▸ Data lines
↓
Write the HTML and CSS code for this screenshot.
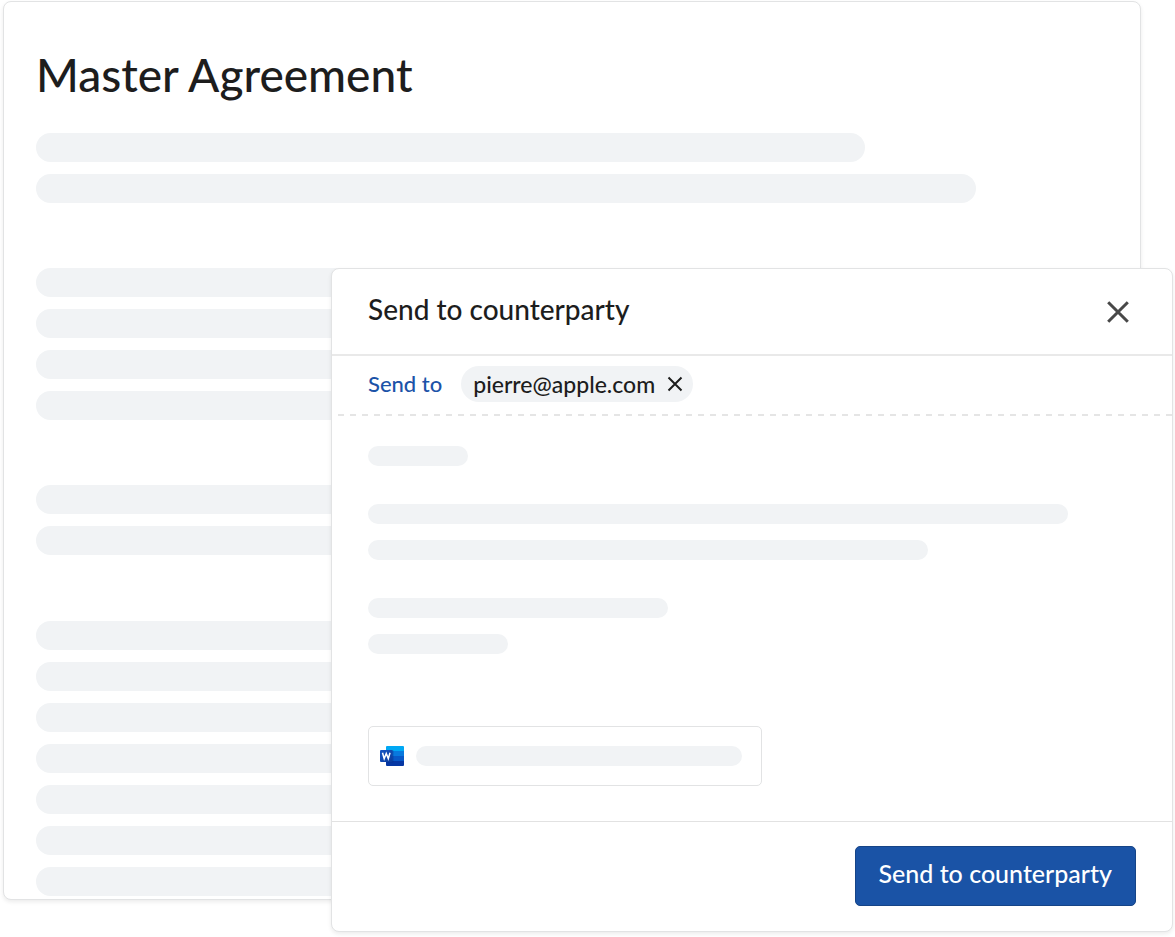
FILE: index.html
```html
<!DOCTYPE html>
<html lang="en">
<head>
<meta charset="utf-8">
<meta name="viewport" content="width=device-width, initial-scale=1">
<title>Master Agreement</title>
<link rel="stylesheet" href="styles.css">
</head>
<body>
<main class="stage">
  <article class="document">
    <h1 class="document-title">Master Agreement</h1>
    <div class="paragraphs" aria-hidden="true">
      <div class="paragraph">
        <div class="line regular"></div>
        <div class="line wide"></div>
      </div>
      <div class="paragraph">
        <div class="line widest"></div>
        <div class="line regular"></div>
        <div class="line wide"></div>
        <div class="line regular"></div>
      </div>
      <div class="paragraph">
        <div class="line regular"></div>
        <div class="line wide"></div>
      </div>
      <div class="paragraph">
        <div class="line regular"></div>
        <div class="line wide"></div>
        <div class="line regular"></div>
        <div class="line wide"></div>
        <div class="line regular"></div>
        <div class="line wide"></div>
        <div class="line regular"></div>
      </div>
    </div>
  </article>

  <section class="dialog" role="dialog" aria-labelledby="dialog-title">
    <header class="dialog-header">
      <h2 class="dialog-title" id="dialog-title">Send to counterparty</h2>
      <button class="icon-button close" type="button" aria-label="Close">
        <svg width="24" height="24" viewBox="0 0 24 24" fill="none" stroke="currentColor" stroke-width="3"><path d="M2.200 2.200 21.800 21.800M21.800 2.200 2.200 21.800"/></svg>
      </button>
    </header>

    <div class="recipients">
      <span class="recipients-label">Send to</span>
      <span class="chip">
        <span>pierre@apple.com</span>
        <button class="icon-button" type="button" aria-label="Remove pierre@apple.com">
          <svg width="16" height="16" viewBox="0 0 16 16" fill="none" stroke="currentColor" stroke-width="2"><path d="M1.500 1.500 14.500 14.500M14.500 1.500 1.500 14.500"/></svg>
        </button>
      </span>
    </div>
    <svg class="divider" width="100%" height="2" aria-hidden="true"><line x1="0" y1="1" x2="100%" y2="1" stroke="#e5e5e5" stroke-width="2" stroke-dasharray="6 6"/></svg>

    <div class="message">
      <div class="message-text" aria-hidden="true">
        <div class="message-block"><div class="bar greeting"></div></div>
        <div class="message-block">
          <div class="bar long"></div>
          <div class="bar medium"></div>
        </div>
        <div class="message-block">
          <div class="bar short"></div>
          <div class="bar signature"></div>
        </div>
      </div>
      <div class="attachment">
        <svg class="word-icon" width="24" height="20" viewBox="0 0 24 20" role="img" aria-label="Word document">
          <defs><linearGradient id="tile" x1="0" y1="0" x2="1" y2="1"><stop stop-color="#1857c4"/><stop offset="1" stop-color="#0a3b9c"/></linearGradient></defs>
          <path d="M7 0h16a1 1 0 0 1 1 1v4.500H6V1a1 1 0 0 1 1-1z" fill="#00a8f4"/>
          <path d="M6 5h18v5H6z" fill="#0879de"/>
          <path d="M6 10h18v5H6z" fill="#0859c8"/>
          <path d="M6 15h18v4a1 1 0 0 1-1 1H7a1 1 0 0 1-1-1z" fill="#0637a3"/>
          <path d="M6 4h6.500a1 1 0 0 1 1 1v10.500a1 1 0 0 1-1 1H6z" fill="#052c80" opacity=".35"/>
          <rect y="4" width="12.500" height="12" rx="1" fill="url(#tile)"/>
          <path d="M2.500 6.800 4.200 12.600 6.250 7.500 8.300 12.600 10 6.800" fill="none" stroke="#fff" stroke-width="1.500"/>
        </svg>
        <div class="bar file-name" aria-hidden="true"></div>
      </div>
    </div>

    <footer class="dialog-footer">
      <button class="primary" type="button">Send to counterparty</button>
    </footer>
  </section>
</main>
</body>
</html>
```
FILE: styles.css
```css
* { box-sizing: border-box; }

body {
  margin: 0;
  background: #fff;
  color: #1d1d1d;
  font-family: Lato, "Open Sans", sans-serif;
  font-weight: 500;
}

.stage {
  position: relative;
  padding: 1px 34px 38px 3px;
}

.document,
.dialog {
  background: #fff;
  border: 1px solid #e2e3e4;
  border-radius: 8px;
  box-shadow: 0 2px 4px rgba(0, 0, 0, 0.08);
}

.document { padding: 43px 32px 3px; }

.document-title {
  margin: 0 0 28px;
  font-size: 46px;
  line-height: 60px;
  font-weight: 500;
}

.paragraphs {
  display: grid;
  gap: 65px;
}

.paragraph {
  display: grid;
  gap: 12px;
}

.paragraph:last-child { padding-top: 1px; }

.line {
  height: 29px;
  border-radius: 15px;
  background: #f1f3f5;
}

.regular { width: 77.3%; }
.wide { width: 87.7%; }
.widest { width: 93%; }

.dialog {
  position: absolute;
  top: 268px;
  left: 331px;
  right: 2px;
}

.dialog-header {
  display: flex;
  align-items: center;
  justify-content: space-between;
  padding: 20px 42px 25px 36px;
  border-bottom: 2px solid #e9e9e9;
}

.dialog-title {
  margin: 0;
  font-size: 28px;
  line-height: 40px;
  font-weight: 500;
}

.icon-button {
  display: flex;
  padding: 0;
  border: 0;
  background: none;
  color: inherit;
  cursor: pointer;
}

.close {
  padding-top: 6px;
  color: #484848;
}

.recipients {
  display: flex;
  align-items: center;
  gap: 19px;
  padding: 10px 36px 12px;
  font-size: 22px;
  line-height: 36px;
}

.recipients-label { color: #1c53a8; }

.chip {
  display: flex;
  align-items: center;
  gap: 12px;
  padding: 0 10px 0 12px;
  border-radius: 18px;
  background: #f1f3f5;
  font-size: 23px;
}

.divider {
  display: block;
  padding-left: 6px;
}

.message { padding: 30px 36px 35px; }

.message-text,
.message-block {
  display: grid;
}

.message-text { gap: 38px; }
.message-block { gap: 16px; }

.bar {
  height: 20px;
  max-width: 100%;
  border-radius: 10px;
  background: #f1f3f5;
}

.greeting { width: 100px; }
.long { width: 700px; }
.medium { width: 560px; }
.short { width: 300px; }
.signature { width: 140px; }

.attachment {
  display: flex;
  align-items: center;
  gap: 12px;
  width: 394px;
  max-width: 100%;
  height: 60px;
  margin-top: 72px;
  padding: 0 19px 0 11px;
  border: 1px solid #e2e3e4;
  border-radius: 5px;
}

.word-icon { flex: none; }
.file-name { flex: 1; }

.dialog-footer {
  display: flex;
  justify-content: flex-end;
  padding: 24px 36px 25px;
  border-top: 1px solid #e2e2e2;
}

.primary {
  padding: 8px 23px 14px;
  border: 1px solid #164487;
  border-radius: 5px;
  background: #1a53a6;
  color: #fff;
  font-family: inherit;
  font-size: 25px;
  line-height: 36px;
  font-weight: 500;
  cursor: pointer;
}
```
↑
▸ Task
The material above holds pictures; copy everything else in it exactly.

▸ The result
Write the HTML and CSS code for this screenshot.
FILE: index.html
```html
<!DOCTYPE html>
<html lang="en">
<head>
<meta charset="utf-8">
<meta name="viewport" content="width=device-width, initial-scale=1">
<title>Master Agreement</title>
<link rel="stylesheet" href="styles.css">
</head>
<body>
<main class="stage">
  <article class="document">
    <h1 class="document-title">Master Agreement</h1>
    <div class="paragraphs" aria-hidden="true">
      <div class="paragraph">
        <div class="line regular"></div>
        <div class="line wide"></div>
      </div>
      <div class="paragraph">
        <div class="line widest"></div>
        <div class="line regular"></div>
        <div class="line wide"></div>
        <div class="line regular"></div>
      </div>
      <div class="paragraph">
        <div class="line regular"></div>
        <div class="line wide"></div>
      </div>
      <div class="paragraph">
        <div class="line regular"></div>
        <div class="line wide"></div>
        <div class="line regular"></div>
        <div class="line wide"></div>
        <div class="line regular"></div>
        <div class="line wide"></div>
        <div class="line regular"></div>
      </div>
    </div>
  </article>

  <section class="dialog" role="dialog" aria-labelledby="dialog-title">
    <header class="dialog-header">
      <h2 class="dialog-title" id="dialog-title">Send to counterparty</h2>
      <button class="icon-button close" type="button" aria-label="Close">
        <svg width="24" height="24" viewBox="0 0 24 24" fill="none" stroke="currentColor" stroke-width="3"><path d="M2.200 2.200 21.800 21.800M21.800 2.200 2.200 21.800"/></svg>
      </button>
    </header>

    <div class="recipients">
      <span class="recipients-label">Send to</span>
      <span class="chip">
        <span>pierre@apple.com</span>
        <button class="icon-button" type="button" aria-label="Remove pierre@apple.com">
          <svg width="16" height="16" viewBox="0 0 16 16" fill="none" stroke="currentColor" stroke-width="2"><path d="M1.500 1.500 14.500 14.500M14.500 1.500 1.500 14.500"/></svg>
        </button>
      </span>
    </div>
    <svg class="divider" width="100%" height="2" aria-hidden="true"><line x1="0" y1="1" x2="100%" y2="1" stroke="#e5e5e5" stroke-width="2" stroke-dasharray="6 6"/></svg>

    <div class="message">
      <div class="message-text" aria-hidden="true">
        <div class="message-block"><div class="bar greeting"></div></div>
        <div class="message-block">
          <div class="bar long"></div>
          <div class="bar medium"></div>
        </div>
        <div class="message-block">
          <div class="bar short"></div>
          <div class="bar signature"></div>
        </div>
      </div>
      <div class="attachment">
        <svg class="word-icon" width="24" height="20" viewBox="0 0 24 20" role="img" aria-label="Word document">
          <defs><linearGradient id="tile" x1="0" y1="0" x2="1" y2="1"><stop stop-color="#1857c4"/><stop offset="1" stop-color="#0a3b9c"/></linearGradient></defs>
          <path d="M7 0h16a1 1 0 0 1 1 1v4.500H6V1a1 1 0 0 1 1-1z" fill="#00a8f4"/>
          <path d="M6 5h18v5H6z" fill="#0879de"/>
          <path d="M6 10h18v5H6z" fill="#0859c8"/>
          <path d="M6 15h18v4a1 1 0 0 1-1 1H7a1 1 0 0 1-1-1z" fill="#0637a3"/>
          <path d="M6 4h6.500a1 1 0 0 1 1 1v10.500a1 1 0 0 1-1 1H6z" fill="#052c80" opacity=".35"/>
          <rect y="4" width="12.500" height="12" rx="1" fill="url(#tile)"/>
          <path d="M2.500 6.800 4.200 12.600 6.250 7.500 8.300 12.600 10 6.800" fill="none" stroke="#fff" stroke-width="1.500"/>
        </svg>
        <div class="bar file-name" aria-hidden="true"></div>
      </div>
    </div>

    <footer class="dialog-footer">
      <button class="primary" type="button">Send to counterparty</button>
    </footer>
  </section>
</main>
</body>
</html>
```
FILE: styles.css
```css
* { box-sizing: border-box; }

body {
  margin: 0;
  background: #fff;
  color: #1d1d1d;
  font-family: Lato, "Open Sans", sans-serif;
  font-weight: 500;
}

.stage {
  position: relative;
  padding: 1px 34px 38px 3px;
}

.document,
.dialog {
  background: #fff;
  border: 1px solid #e2e3e4;
  border-radius: 8px;
  box-shadow: 0 2px 4px rgba(0, 0, 0, 0.08);
}

.document { padding: 43px 32px 3px; }

.document-title {
  margin: 0 0 28px;
  font-size: 46px;
  line-height: 60px;
  font-weight: 500;
}

.paragraphs {
  display: grid;
  gap: 65px;
}

.paragraph {
  display: grid;
  gap: 12px;
}

.paragraph:last-child { padding-top: 1px; }

.line {
  height: 29px;
  border-radius: 15px;
  background: #f1f3f5;
}

.regular { width: 77.3%; }
.wide { width: 87.7%; }
.widest { width: 93%; }

.dialog {
  position: absolute;
  top: 268px;
  left: 331px;
  right: 2px;
}

.dialog-header {
  display: flex;
  align-items: center;
  justify-content: space-between;
  padding: 20px 42px 25px 36px;
  border-bottom: 2px solid #e9e9e9;
}

.dialog-title {
  margin: 0;
  font-size: 28px;
  line-height: 40px;
  font-weight: 500;
}

.icon-button {
  display: flex;
  padding: 0;
  border: 0;
  background: none;
  color: inherit;
  cursor: pointer;
}

.close {
  padding-top: 6px;
  color: #484848;
}

.recipients {
  display: flex;
  align-items: center;
  gap: 19px;
  padding: 10px 36px 12px;
  font-size: 22px;
  line-height: 36px;
}

.recipients-label { color: #1c53a8; }

.chip {
  display: flex;
  align-items: center;
  gap: 12px;
  padding: 0 10px 0 12px;
  border-radius: 18px;
  background: #f1f3f5;
  font-size: 23px;
}

.divider {
  display: block;
  padding-left: 6px;
}

.message { padding: 30px 36px 35px; }

.message-text,
.message-block {
  display: grid;
}

.message-text { gap: 38px; }
.message-block { gap: 16px; }

.bar {
  height: 20px;
  max-width: 100%;
  border-radius: 10px;
  background: #f1f3f5;
}

.greeting { width: 100px; }
.long { width: 700px; }
.medium { width: 560px; }
.short { width: 300px; }
.signature { width: 140px; }

.attachment {
  display: flex;
  align-items: center;
  gap: 12px;
  width: 394px;
  max-width: 100%;
  height: 60px;
  margin-top: 72px;
  padding: 0 19px 0 11px;
  border: 1px solid #e2e3e4;
  border-radius: 5px;
}

.word-icon { flex: none; }
.file-name { flex: 1; }

.dialog-footer {
  display: flex;
  justify-content: flex-end;
  padding: 24px 36px 25px;
  border-top: 1px solid #e2e2e2;
}

.primary {
  padding: 8px 23px 14px;
  border: 1px solid #164487;
  border-radius: 5px;
  background: #1a53a6;
  color: #fff;
  font-family: inherit;
  font-size: 25px;
  line-height: 36px;
  font-weight: 500;
  cursor: pointer;
}
```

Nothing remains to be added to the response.